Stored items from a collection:
☆ ☆ ☆ ☆ ☆
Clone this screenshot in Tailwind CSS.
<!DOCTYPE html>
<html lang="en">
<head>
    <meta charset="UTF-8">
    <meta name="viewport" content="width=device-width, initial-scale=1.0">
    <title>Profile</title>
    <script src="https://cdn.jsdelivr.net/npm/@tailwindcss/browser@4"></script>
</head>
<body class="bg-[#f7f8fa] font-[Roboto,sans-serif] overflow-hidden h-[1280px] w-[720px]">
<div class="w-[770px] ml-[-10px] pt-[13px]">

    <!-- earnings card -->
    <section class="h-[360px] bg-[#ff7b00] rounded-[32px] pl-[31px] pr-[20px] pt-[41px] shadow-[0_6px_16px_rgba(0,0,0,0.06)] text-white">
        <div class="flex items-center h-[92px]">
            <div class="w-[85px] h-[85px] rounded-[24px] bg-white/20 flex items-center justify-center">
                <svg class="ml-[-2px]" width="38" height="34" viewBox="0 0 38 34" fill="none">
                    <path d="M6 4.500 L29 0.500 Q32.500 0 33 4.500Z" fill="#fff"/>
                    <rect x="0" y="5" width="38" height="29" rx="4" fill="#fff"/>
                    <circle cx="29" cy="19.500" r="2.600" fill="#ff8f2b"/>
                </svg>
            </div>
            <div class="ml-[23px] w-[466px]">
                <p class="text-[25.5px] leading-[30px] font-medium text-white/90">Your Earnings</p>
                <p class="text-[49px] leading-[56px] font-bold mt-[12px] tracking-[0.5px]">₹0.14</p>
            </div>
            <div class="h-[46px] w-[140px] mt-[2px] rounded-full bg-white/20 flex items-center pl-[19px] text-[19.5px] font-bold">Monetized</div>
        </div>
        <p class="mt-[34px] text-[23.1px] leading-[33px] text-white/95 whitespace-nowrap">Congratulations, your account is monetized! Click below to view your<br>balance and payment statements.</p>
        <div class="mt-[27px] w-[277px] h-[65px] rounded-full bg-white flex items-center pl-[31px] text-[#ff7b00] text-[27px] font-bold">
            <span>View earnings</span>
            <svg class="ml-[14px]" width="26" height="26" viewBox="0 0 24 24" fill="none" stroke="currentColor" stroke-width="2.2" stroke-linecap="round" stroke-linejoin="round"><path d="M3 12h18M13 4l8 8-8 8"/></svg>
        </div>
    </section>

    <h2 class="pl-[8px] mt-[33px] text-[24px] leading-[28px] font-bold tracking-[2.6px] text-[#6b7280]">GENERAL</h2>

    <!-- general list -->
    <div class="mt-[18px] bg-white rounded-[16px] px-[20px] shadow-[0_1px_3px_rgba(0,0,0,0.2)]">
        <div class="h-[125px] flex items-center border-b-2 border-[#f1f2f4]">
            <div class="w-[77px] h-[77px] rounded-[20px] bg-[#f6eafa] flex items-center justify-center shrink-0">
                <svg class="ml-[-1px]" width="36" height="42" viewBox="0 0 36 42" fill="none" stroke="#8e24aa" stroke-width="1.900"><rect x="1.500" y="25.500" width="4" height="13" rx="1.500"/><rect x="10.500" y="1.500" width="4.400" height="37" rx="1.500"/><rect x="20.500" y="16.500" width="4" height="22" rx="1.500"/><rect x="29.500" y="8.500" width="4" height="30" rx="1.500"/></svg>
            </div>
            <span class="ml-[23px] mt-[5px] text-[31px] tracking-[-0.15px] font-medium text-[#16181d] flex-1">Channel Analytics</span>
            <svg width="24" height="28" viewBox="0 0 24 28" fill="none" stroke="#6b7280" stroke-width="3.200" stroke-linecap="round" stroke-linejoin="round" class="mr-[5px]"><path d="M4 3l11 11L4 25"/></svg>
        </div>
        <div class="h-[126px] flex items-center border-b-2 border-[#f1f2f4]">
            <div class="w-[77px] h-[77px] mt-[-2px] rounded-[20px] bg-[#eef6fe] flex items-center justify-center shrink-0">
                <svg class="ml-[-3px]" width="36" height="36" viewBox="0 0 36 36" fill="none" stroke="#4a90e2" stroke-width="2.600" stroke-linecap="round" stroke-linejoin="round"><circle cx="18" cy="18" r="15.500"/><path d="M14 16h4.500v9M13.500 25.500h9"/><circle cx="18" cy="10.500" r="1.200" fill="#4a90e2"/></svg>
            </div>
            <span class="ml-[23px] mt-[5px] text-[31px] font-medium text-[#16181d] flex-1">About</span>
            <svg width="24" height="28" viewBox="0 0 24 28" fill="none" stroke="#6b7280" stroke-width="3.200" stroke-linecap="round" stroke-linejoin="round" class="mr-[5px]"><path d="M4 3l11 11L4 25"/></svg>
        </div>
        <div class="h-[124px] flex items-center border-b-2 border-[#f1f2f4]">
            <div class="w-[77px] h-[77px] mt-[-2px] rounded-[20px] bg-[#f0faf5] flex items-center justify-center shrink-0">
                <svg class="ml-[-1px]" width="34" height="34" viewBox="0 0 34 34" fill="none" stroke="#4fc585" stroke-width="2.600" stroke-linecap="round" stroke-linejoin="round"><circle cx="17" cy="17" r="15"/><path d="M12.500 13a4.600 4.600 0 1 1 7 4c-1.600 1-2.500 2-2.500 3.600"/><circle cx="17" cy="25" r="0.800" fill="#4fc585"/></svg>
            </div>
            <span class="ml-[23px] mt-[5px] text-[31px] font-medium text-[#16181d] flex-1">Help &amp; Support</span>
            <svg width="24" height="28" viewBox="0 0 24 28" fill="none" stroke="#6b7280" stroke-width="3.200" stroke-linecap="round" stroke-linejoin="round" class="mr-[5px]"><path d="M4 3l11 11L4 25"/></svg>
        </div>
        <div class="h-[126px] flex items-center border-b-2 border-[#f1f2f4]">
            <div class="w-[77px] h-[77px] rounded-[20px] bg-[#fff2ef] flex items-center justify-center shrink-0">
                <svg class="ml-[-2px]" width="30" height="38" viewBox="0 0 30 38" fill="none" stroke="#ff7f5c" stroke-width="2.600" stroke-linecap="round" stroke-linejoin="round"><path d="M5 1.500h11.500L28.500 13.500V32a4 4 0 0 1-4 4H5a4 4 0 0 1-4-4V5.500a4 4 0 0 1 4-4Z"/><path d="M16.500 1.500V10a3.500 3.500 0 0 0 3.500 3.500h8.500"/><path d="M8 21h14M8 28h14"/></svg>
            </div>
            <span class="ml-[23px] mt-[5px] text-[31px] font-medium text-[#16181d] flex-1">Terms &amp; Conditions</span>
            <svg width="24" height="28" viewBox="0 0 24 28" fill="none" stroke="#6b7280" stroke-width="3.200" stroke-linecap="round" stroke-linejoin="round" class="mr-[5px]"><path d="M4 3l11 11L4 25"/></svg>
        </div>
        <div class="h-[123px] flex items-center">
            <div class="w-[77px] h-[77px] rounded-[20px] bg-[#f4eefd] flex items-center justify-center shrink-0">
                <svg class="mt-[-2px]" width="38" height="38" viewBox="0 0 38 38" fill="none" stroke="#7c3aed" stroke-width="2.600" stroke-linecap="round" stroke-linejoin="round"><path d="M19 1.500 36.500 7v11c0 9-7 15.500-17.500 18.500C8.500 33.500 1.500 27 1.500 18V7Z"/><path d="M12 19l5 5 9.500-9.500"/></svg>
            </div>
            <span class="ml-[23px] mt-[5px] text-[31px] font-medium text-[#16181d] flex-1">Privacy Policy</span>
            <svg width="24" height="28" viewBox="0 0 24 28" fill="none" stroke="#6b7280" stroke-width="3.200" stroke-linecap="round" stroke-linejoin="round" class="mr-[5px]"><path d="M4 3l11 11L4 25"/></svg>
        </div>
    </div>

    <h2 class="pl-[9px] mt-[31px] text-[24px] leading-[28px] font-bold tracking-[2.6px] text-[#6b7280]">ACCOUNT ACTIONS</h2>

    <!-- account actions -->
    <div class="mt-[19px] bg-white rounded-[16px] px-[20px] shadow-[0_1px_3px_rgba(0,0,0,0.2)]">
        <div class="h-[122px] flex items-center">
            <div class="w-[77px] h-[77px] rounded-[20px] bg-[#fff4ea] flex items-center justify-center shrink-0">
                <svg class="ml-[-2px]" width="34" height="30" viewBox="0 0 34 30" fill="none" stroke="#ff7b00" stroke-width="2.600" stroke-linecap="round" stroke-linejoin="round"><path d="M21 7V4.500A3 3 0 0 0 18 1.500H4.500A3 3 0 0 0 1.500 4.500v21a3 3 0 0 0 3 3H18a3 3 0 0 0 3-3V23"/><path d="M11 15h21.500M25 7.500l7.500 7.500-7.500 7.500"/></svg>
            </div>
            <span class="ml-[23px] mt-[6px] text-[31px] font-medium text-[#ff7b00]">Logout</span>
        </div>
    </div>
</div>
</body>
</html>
☆ ☆ ☆ ☆ ☆
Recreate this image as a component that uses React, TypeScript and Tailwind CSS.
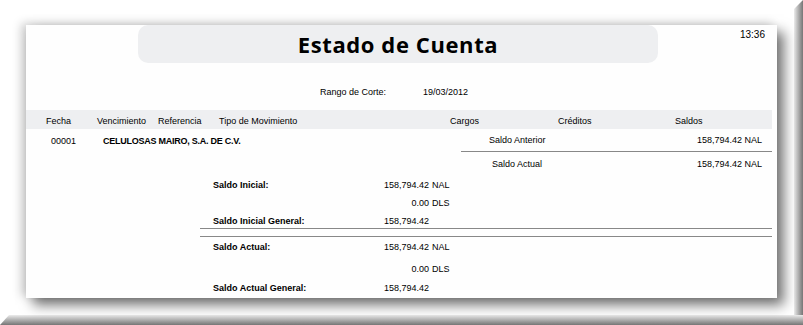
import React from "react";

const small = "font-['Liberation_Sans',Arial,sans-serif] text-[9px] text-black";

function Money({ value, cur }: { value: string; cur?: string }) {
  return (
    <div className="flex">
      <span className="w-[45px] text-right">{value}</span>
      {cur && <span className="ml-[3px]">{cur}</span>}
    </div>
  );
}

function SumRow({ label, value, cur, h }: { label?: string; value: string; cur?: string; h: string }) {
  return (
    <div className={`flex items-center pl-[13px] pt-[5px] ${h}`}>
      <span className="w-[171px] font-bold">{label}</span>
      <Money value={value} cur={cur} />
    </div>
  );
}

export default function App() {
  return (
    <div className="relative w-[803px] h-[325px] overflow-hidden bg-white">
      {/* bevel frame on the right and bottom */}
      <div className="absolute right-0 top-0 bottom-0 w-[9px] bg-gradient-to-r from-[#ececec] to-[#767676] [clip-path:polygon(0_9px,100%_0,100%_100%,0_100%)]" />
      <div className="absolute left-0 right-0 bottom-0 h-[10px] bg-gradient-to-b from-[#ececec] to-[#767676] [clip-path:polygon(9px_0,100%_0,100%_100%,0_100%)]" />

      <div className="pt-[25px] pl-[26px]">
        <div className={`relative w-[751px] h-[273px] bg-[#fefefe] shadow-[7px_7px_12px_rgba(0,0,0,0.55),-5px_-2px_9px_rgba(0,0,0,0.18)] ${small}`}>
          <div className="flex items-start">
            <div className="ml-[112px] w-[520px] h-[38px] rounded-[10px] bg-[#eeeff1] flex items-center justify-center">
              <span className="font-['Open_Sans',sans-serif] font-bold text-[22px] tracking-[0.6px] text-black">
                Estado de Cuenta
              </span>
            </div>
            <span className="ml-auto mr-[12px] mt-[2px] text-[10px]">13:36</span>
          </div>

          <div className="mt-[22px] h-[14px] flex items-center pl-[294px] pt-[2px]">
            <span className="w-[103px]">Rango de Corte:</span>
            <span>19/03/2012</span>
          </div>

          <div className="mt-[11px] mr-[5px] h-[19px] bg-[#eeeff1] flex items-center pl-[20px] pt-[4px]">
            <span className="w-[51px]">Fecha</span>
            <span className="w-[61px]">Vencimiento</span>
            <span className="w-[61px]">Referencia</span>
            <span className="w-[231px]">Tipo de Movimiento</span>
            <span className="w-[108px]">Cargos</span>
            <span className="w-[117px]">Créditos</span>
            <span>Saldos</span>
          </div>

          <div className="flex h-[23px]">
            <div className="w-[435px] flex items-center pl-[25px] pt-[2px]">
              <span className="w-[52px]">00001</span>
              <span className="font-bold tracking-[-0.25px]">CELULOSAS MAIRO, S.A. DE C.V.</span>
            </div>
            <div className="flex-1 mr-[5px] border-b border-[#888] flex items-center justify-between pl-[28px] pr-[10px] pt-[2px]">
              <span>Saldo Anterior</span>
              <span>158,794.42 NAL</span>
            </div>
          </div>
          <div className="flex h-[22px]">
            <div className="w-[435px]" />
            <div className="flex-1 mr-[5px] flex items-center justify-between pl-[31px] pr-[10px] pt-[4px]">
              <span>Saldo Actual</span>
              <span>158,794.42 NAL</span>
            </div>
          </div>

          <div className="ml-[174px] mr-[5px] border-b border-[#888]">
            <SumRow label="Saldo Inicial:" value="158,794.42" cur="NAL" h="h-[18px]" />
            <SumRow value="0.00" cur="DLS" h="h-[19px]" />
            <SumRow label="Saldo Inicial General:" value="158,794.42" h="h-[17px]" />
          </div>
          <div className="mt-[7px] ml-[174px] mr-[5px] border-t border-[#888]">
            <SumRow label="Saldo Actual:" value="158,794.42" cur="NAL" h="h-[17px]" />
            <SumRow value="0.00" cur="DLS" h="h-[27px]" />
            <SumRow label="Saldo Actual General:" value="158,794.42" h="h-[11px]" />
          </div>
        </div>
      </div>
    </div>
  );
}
☆ ☆ ☆ ☆ ☆
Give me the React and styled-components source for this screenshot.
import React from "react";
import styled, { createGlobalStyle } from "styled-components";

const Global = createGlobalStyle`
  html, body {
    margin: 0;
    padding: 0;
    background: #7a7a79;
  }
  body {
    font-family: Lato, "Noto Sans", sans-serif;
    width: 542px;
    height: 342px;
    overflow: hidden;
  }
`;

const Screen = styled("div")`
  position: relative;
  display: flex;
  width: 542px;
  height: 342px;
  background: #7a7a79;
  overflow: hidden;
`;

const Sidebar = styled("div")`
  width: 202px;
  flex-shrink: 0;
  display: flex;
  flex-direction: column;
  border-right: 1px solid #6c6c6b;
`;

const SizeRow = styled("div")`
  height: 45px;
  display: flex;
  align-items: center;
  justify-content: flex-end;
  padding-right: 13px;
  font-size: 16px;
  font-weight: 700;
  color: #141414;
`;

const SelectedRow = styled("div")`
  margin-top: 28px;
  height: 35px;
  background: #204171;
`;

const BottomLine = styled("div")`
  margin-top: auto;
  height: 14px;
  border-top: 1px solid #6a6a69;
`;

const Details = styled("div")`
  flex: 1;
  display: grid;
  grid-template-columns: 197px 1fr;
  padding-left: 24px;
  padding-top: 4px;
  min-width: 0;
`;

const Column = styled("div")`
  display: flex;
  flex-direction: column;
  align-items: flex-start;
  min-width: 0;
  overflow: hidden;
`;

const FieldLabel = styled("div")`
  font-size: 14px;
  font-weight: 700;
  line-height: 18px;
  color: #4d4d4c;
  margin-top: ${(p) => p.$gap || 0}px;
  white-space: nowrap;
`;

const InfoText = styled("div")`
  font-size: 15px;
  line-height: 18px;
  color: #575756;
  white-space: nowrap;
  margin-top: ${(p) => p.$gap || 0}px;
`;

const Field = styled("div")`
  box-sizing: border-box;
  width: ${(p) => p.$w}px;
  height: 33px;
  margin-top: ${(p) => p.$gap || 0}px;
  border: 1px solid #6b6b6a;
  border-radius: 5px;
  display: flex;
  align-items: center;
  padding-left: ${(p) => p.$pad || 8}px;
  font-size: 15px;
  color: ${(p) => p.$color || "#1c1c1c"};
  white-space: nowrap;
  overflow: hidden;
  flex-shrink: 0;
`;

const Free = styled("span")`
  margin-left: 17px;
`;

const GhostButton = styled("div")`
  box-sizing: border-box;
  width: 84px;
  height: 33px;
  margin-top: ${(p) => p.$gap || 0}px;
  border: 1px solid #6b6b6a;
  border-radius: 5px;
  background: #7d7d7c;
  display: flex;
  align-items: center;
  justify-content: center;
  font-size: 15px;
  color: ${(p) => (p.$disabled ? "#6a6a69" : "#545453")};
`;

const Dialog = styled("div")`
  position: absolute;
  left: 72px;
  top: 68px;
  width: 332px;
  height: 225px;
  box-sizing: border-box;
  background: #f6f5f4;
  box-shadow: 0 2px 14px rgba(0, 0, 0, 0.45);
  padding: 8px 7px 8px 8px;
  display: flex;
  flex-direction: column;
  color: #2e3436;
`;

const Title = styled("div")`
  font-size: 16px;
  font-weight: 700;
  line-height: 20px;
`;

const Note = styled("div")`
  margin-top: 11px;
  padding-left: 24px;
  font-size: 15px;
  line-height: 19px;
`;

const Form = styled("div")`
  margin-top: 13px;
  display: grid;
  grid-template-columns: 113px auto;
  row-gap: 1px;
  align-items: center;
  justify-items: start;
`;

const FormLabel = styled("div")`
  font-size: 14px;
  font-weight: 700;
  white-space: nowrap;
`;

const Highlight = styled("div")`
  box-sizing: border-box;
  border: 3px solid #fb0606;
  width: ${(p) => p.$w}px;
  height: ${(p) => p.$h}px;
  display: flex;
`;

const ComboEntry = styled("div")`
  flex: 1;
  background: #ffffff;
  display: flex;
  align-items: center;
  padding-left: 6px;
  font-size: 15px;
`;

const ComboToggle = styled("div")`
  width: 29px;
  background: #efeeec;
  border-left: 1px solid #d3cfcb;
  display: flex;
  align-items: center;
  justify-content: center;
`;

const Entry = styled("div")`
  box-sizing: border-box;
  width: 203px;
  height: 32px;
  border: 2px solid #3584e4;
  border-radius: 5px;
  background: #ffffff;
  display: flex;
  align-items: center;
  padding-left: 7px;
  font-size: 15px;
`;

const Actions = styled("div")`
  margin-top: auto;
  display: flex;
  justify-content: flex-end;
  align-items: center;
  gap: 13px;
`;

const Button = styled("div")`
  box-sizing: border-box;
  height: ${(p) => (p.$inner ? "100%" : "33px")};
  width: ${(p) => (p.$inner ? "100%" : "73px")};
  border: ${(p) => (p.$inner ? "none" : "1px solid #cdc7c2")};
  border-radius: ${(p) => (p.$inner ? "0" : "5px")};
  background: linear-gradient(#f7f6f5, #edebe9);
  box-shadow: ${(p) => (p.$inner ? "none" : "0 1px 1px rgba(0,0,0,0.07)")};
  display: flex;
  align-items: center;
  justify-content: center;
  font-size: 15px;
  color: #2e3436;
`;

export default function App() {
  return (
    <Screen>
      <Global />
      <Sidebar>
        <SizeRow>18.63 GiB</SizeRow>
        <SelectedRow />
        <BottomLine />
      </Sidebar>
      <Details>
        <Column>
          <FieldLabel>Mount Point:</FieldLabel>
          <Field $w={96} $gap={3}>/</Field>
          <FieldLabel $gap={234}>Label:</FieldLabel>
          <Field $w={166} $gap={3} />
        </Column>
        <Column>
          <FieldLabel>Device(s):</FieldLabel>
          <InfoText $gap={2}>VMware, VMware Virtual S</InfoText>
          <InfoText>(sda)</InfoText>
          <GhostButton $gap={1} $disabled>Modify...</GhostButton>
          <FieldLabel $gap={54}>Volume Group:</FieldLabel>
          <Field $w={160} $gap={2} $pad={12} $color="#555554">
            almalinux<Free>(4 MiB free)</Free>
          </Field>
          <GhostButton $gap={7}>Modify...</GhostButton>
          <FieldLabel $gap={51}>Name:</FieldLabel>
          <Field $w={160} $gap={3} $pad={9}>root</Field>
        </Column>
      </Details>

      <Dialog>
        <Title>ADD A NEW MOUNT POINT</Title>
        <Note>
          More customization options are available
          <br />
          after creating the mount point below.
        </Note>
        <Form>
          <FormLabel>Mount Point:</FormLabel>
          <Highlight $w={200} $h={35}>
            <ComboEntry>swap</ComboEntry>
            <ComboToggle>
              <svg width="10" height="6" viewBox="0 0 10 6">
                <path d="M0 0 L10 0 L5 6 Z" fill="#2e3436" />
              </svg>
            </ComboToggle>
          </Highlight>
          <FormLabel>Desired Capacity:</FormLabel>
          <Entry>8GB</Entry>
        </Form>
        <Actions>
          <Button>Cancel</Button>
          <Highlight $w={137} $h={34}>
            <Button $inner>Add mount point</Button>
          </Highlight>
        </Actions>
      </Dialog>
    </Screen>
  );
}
☆ ☆ ☆ ☆ ☆
[Directions for this task] Scan the material and collect every line that contains "components".

[Solution to this problem]
Give me the React and styled-components source for this screenshot.
import styled, { createGlobalStyle } from "styled-components";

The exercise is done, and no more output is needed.